Serviceability: NVIDIA finally admits that operators are part of the performance story

One of the most telling parts of the Rubin platform briefing was not a PFLOPS number. It was the serviceability claims. NVIDIA is pitching redesigned, modular, cable-free assemblies and quotes up to 18x reduction in service time for certain maintenance operations. That is an operator-driven reality check. At this scale, downtime is a cost model input, not an inconvenience.

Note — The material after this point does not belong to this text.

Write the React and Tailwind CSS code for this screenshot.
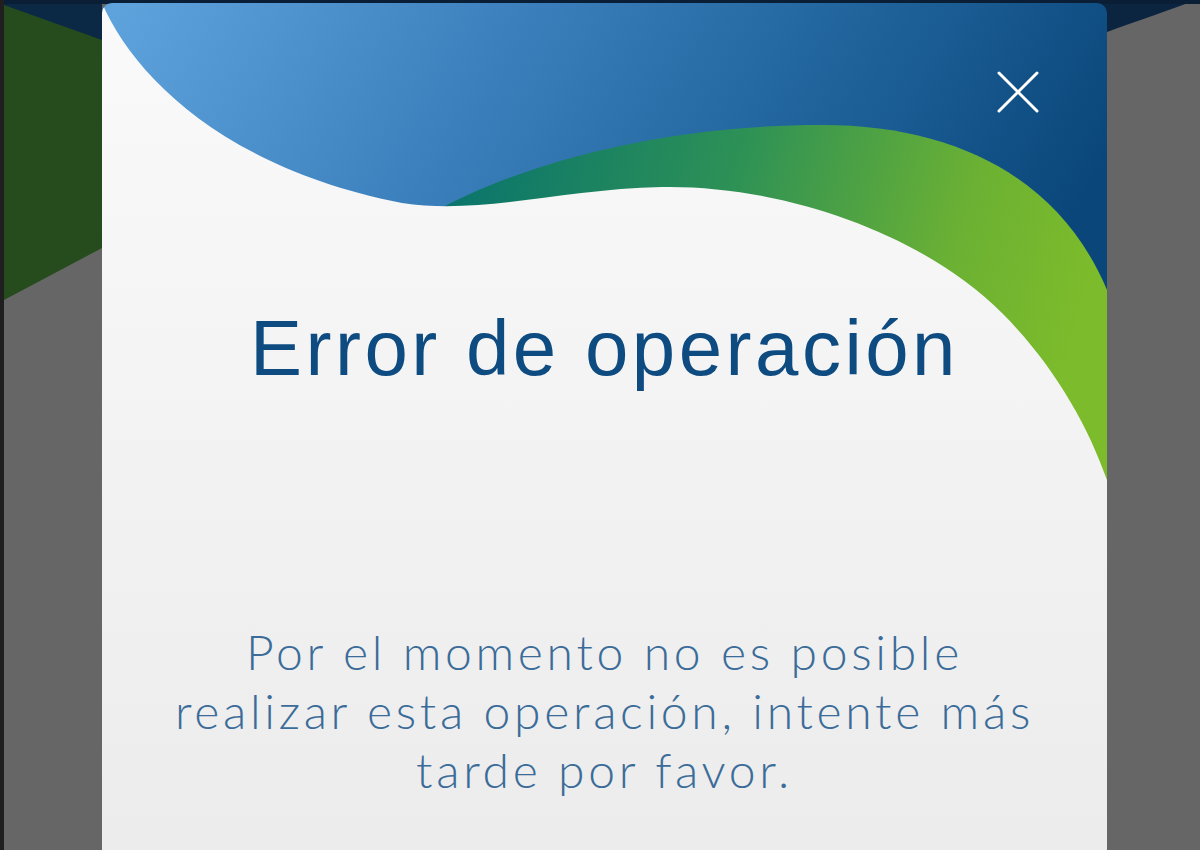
// fondo oscuro detrás del modal
function Backdrop() {
  return (
    <svg
      className="absolute inset-0"
      width="1200"
      height="850"
      viewBox="0 0 1200 850"
    >
      <rect width="1200" height="850" fill="#666666" />
      <rect width="4" height="850" fill="#1f1f1f" />
      <path d="M4 0 H102 V248 L4 300 Z" fill="#264c1d" />
      <path d="M4 0 H102 V40 L4 5 Z" fill="#0b2844" />
      <path d="M1100 0 H1200 L1196 0 C1170 10 1140 20 1107 32 Z" fill="#0b2540" />
      <rect x="4" width="1196" height="4" fill="#0a1f36" />
    </svg>
  );
}

// ondas azul y verde de la cabecera
function Waves() {
  return (
    <svg
      className="absolute inset-0"
      width="1005"
      height="900"
      viewBox="0 0 1005 900"
    >
      <defs>
        <linearGradient id="azul" x1="0" y1="0" x2="1" y2="0.3">
          <stop offset="0" stopColor="#5fa4dd" />
          <stop offset="0.4" stopColor="#3a7fbb" />
          <stop offset="0.75" stopColor="#1c5f97" />
          <stop offset="1" stopColor="#0a4679" />
        </linearGradient>
        <linearGradient id="verde" x1="0" y1="0" x2="1" y2="0.2">
          <stop offset="0" stopColor="#06716f" />
          <stop offset="0.45" stopColor="#2d9156" />
          <stop offset="0.8" stopColor="#6cb133" />
          <stop offset="1" stopColor="#7cbb2b" />
        </linearGradient>
        <linearGradient id="blanco" x1="0" y1="0" x2="0" y2="1">
          <stop offset="0" stopColor="#fafafa" />
          <stop offset="1" stopColor="#ebebeb" />
        </linearGradient>
      </defs>
      <rect width="1005" height="520" fill="url(#azul)" />
      <path
        d="M330 210 C420 160 560 122 720 122 C860 122 960 180 1005 287 V600 H330 Z"
        fill="url(#verde)"
      />
      <path
        d="M0 0 C30 70 120 165 300 200 C380 212 460 186 560 184 C680 182 820 230 900 310 C950 360 985 420 1005 477 V900 H0 Z"
        fill="url(#blanco)"
      />
    </svg>
  );
}

function CloseIcon() {
  return (
    <svg width="42" height="42" viewBox="0 0 42 42" fill="none">
      <path
        d="M2 2 L40 40 M40 2 L2 40"
        stroke="white"
        strokeWidth="3"
        strokeLinecap="round"
      />
    </svg>
  );
}

export default function App() {
  return (
    <div className="relative w-[1200px] h-[850px] overflow-hidden bg-[#666666]">
      <Backdrop />

      {/* modal */}
      <div className="relative ml-[102px] mt-[3px] w-[1005px] h-[900px] rounded-t-[10px] overflow-hidden">
        <Waves />

        <button className="absolute top-[68px] right-[68px] w-[42px] h-[42px] flex items-center justify-center">
          <CloseIcon />
        </button>

        <div className="relative flex flex-col items-center pt-[306px]">
          <h1 className="font-['Liberation_Sans',Arial,sans-serif] text-[78px] leading-none tracking-[3.5px] text-[#0d4b80]">
            Error de operación
          </h1>
          <p className="mt-[235px] text-center font-['Lato',sans-serif] font-light text-[48px] leading-[59px] tracking-[3.7px] text-[#3b6c99]">
            Por el momento no es posible
            <br />
            realizar esta operación, intente más
            <br />
            tarde por favor.
          </p>
        </div>
      </div>
    </div>
  );
}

This is also where the rack-first strategy becomes self-reinforcing. If the rack is the product, then manufacturability and serviceability become product features. It is not glamorous, but it is the difference between “paper launch platform” and “something customers can deploy without rage.”

What to watch: timeline, supply, and how far “up to” stretches in real deployments

NVIDIA says Rubin is real silicon, with the platform built around multiple new chips and targeted for availability in H2 2026. That is close enough that customers will plan around it, and close enough that any slip becomes someone else’s capacity problem. At NVIDIA’s current scale, being late is no longer a product cycle annoyance. It is a supply continuity event.

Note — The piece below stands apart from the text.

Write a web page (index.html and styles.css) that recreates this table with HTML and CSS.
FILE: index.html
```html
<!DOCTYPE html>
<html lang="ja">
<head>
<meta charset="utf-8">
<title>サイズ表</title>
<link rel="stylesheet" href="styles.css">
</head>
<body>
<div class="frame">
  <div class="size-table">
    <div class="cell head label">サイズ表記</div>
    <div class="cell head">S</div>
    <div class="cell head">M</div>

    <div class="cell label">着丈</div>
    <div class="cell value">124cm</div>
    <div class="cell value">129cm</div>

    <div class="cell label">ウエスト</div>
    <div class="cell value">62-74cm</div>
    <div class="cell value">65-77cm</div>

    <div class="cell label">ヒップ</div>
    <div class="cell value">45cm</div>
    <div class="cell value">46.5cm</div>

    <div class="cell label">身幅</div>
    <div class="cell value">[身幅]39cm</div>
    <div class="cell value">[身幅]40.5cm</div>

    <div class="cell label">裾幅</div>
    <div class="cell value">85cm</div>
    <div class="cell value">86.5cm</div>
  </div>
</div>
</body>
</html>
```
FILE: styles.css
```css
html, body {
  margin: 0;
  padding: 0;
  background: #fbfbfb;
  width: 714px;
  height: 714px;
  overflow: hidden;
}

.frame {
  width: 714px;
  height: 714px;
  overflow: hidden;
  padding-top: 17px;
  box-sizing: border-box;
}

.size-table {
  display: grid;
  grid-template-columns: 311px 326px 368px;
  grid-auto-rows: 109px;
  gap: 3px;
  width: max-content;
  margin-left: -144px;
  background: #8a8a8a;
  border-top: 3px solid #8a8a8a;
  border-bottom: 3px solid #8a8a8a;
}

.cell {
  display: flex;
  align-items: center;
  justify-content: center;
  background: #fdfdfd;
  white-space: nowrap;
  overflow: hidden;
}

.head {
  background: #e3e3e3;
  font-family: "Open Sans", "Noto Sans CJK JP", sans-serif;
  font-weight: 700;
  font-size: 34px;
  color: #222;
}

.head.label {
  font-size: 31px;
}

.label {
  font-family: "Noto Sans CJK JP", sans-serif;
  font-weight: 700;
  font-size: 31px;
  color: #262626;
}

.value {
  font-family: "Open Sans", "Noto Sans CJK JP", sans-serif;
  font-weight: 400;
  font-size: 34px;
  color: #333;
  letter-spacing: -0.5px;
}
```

The other thing to watch is how the economics claims land in the real world. NVIDIA is talking about up to 10x lower cost per token and up to 4x fewer GPUs for certain training scenarios versus Blackwell. Those are big claims, and they are very likely configuration-dependent. The direction is plausible, but the spread between “up to” and “typical” is where the market will decide whether Rubin is a true platform reset or just a very expensive upgrade path dressed as inevitability.

CES 2026 did not reveal a surprise new NVIDIA strategy. It confirmed the one the company has been executing for years, just with less ambiguity: the product is the rack, the moat is the fabric, and the scoreboard is cost-per-token. Rubin and Vera are the next step in that trajectory. The only real question is whether supply, packaging, and memory volumes can keep up with the demand curve that NVIDIA itself is encouraging.